A single design could take anywhere from one hour — if she has no trouble translating her vision to the computer — to a week.

Still appealing

But after they're done, she often prints them out and lets them sit, to see if they “gel,” she said, or to see if after a few weeks of looking at them, she still finds them appealing.

“It has to hit me right,” she said.

Besides the fabrics, DiCintio also designs the structure and style of each bag, and in doing so, also tries to keep in mind what she would favor in a bag.

She said she worked hard to find a lining material that would give her bags structure, so they could be set on a table or the floor without losing their shape.

Because she likes a bag that's easy to sling over her shoulder, a medium-size bag has an adjustable strap that can be held in the hand or lengthened to let the bag rest on the hip.

And her first design — which remains a popular one due to its size — is the “Big Mama,” which she describes in press material as “designed for moms with toddlers, ready to transition from a 'large-Marge-carry-everything-including-the-kitchen-sink' diaper bag to a 'smaller-but-still-roomy-carry-the-basics-and-look-good-when-I'm-out' bag.”

In putting each bag together, she sews up sample bags to test out her designs, although the sewing on her finished products is done by an outside contractor.

She eschews hardware — metallic accents like zippers and rings — in her bags.

“I want the fabric to stand out,” she said. “This is artwork ... it happens to be on a bag — that's just the canvas it's on.”

For the same reason, she said that while she tries to stay knowledgeable about accessory trends, she also tries not to let them influence her designs too much.
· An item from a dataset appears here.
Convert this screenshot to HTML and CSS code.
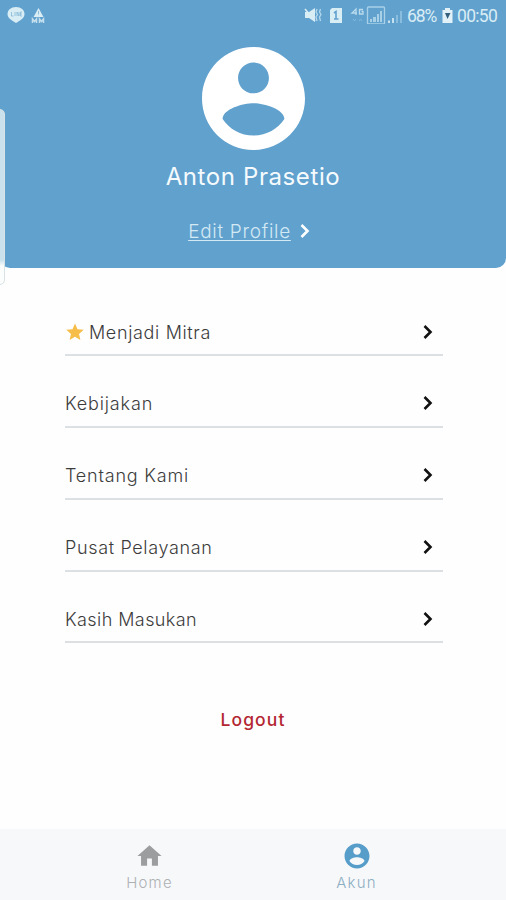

“I really wanted to set my work apart,” she said. “And I really wanted to approach it as an artist.”

She's at work on her spring 2007 line, expanding the number of styles she carries, and is looking at introducing more innovative business practices to give boutiques the option of ordering custom-designed bags.

And she said she can see her designs appearing on many more products in the future: clothing, furniture fabrics, even stationery.